La storia di Giovanni Spampinato ricorda per certi versi quella di Beppe Alfano, con il quale condivide alcuni aspetti comuni:
entrambi erano giornalisti "improvvisati" (Beppe era un professore di tecnica alle medie, Giovanni era invece arrivato ad un passo dalla laurea in filosofia), entrambi vivevano in città che tutti ritenevano lontane dal mondo mafioso, entrambi avevano approfondito inchieste su gruppi eversivi di stampo massonico; purtroppo i due hanno condiviso anche la tragica fine della loro storia, entrambi uccisi a colpi di pistola seduti al volante della propria auto...
Giovanni Spampinato nacque a Ragusa il 6 Novembre del '46, da una famiglia di antifascisti convinti. Le credenze politiche dei genitori diedero una grossa impronta al carattere di Giovanni, che fin dall'età di 17 anni mostrò grande coinvolgimento nella lotta contro la destra eversiva, proponendosi in prima persona nelle varie iniziative intraprese dai suoi amici-compagni. Era un ragazzo che amava darsi da fare, oltre a partecipare alle lotte studentesche degli anni '60, diede un grosso contributo in Belice nei soccorsi post-terremoto, e si rendeva disponibile anche per vari gruppi religiosi;
Amava leggere, tenersi informato, e questa sua passione non poteva che condurlo al mondo del giornalismo...

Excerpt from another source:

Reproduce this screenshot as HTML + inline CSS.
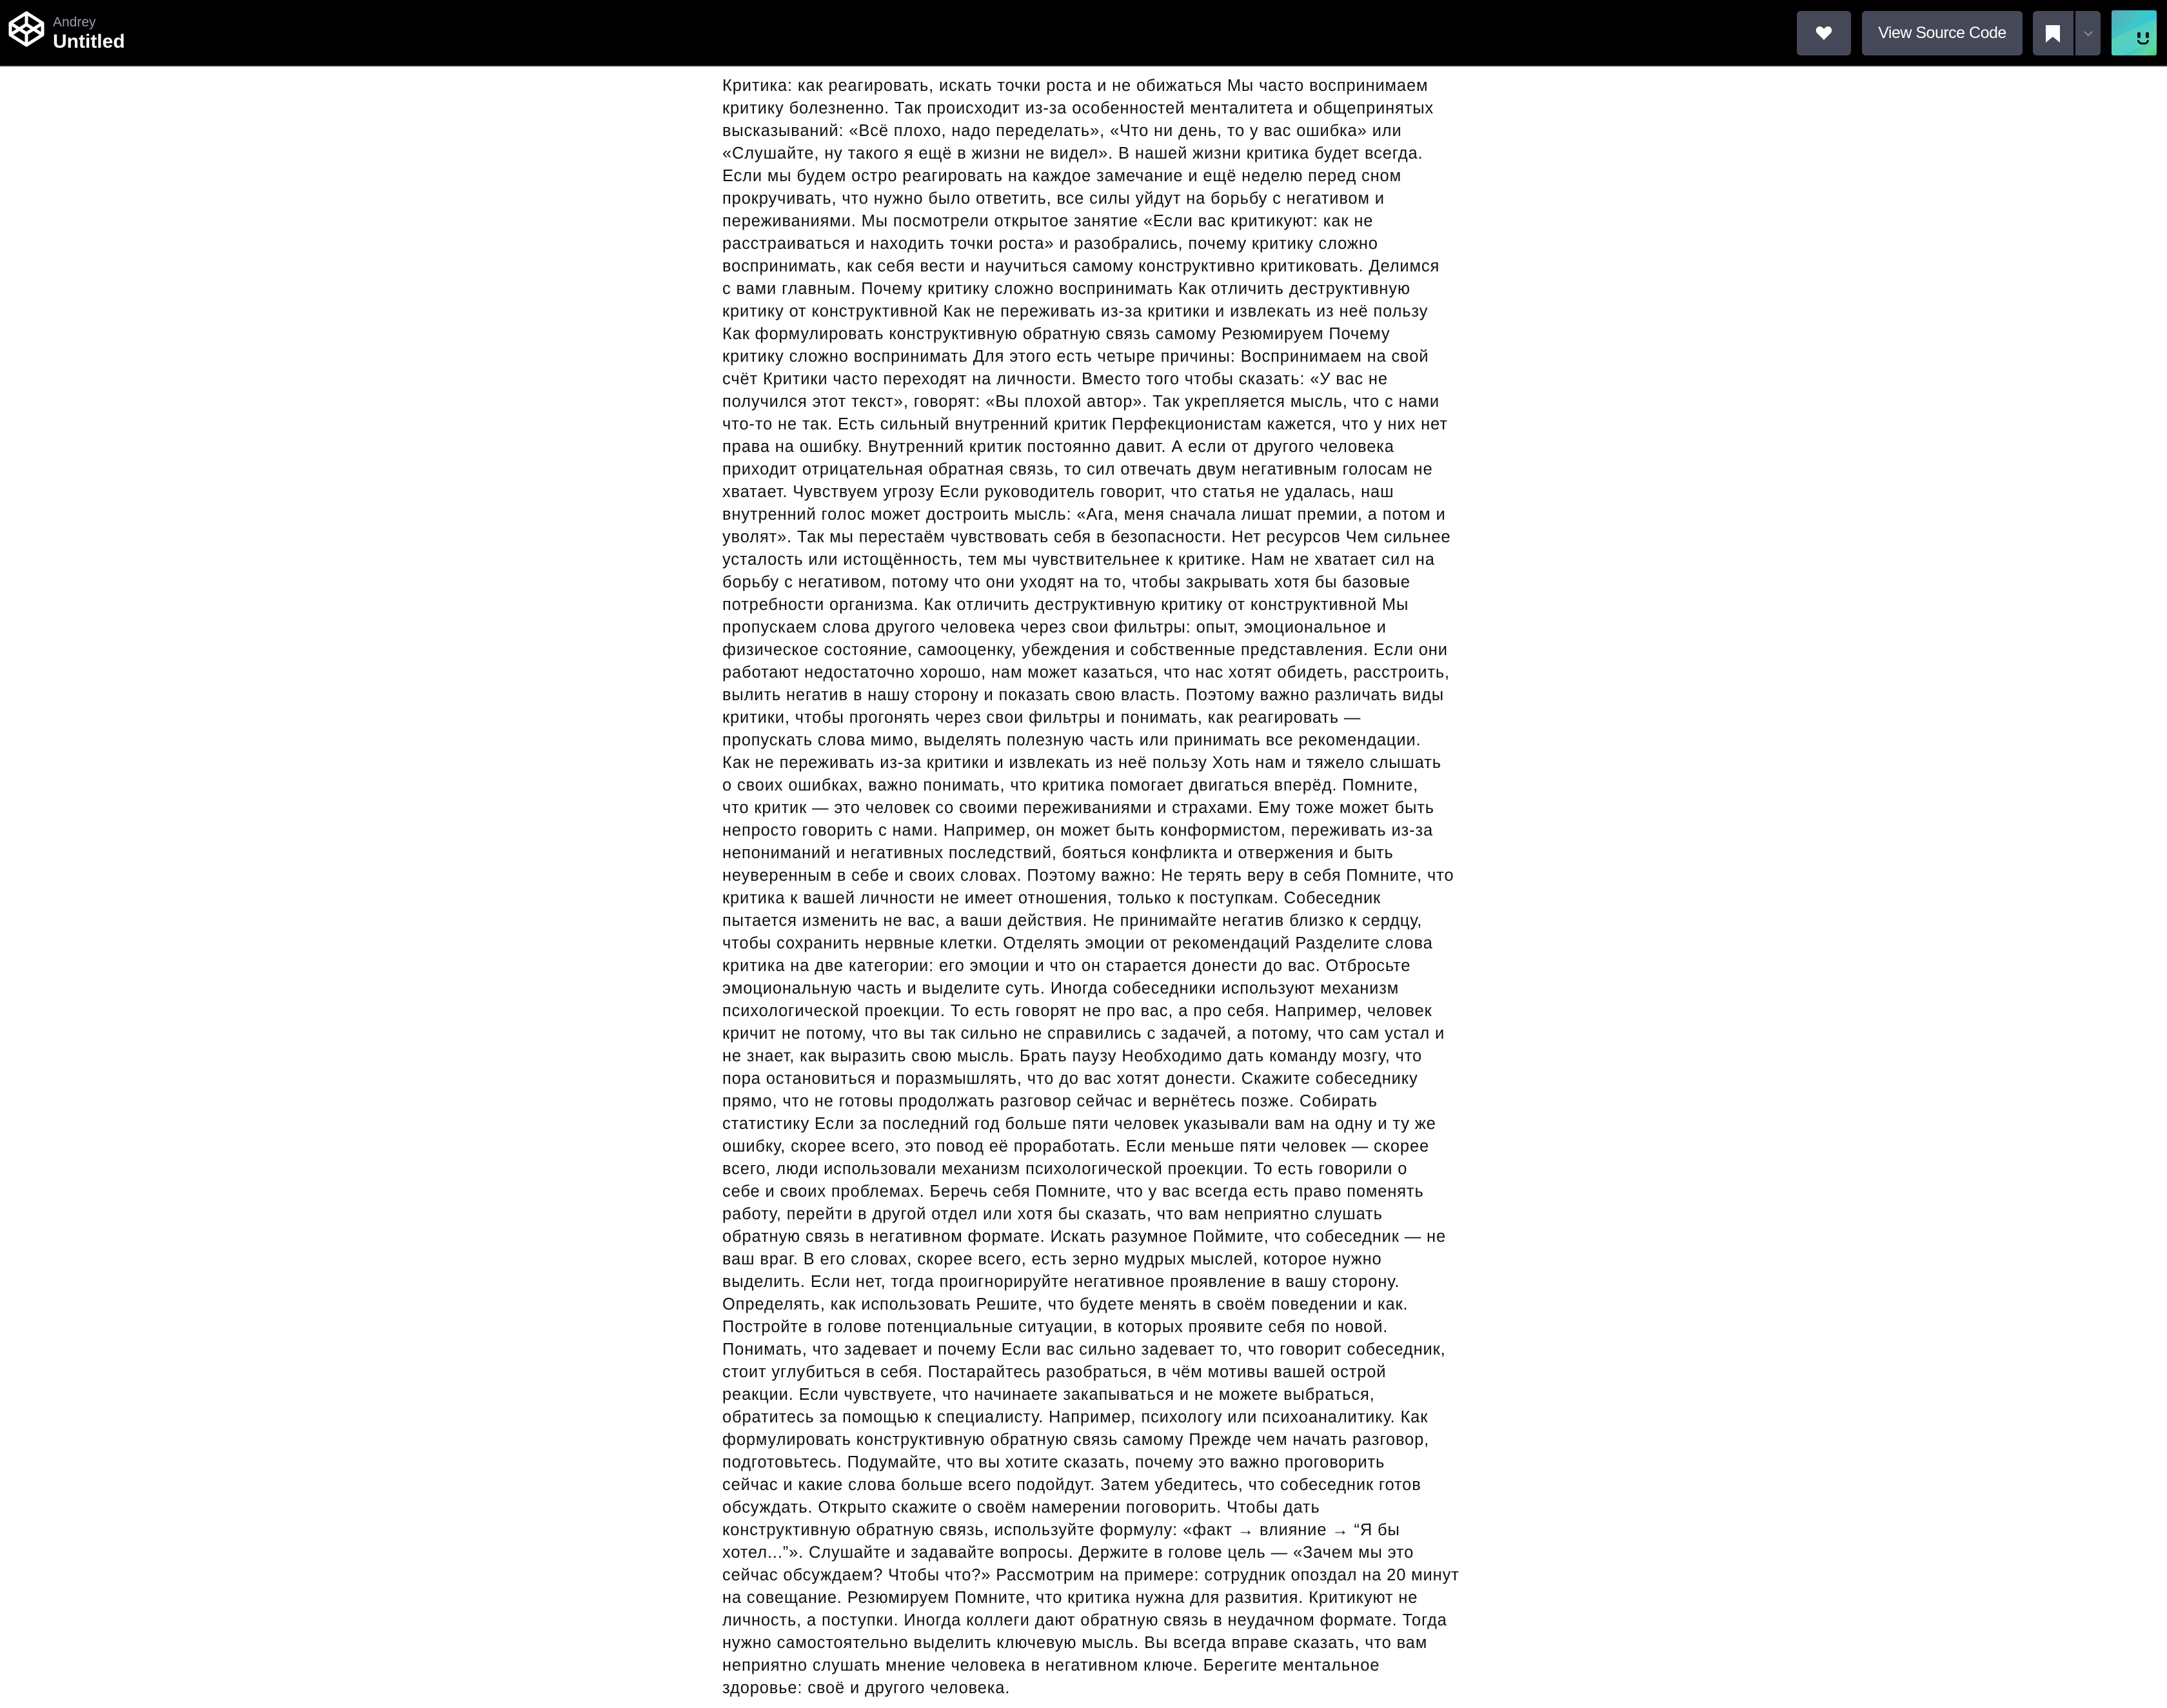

Fu così che nel 1969, a pochi esami dal conseguimento della laurea in Filosofia, venne arruolato come corrispondente de "L'Ora" di Palermo, distinguendosi per le sue inchieste sui sindacati, ma soprattutto per quelle sul mondo dei movimenti neofascisti, dei quali si appassionò mettendo in mostra la sua stoffa di cronista. Non passò molto tempo prima che anche un giornale importante come "L'Unità" gli affidasse un incarico fisso;
Grazie alle sue doti ed alla sua caparbietà Giovanni riuscì ad addentrarsi nelle trame nere che in quegli anni si addensavano a Ragusa, la provincia considerata "babba" nella quale in breve tempo si instaurò un pericoloso connubio tra mafia e neofascisti (pare che proprio nella provincia ragusana si nascondessero gli autori della strage di Piazza Fontana);
In questo contesto Spampinato si ritrovò a dover affrontare l'omicidio dell'ingegnere Angelo Tumino, un caso ancora oggi poco chiaro...
Giovanni ipotizzò che quest'ultimo, un uomo benestante amante della bella vita si fosse lasciato coinvolgere in un giro di traffici senza conoscere la reale natura del gruppo con cui si era legato, e che, una volta resosi conto di essere entrato a far parte di un mondo troppo pericoloso, avesse cercato di uscirne, pagando con la vita. Le inchieste di Giovanni lo condussero ad un personaggio di spicco della società ragusana: quel Roberto Campria figlio di Saverio, presidente del tribunale di Ragusa; Erano molti gli indizi che conducevano al rampollo del giudice, ma le indagini furono incredibilmente (o forse sarebbe meglio dire volutamente, come avrebbe poi ammesso lo stesso Saverio Cambria) lente ed inadeguate; Spampinato però non aveva nessuna intenzione di arrendersi, e proseguì con la sua inchiesta, concentrandosi su Campria figlio e sul mondo dell'eversione nera, che riteneva essere il fulcro di tutta la vicenda. Come spesso avviene in questi casi iniziarono le minacce, ma Giovanni pur rendendosi conto di aver a che fare con personaggi terribili non si fece intimorire; Aveva 27 anni, era praticamente un ragazzo, ma era orgoglioso e coraggioso!
Il 27 Ottobre 72, otto mesi esatti dopo l'omicidio Tumino, Roberto Campria intercettò Giovanni e lo fulminò con una serie di colpi di pistola mentre si trovava al volante della sua auto. Per non sbagliare utilizzò addirittura 2 pistole, comprate appositamente qualche settimana prima. Campria si costituì immediatamente dopo il delitto.
I mandanti di quell'omicidio sono rimasti ignoti, e solo da pochi anni alla figura di Giovanni Spampinato è stata data la dignità ed il valore che meriterebbe:
nel 2007 è stato insignito dal Presidente della Repubblica Giorgio Napolitano del premio Saint Vincent per il giornalismo alla memoria.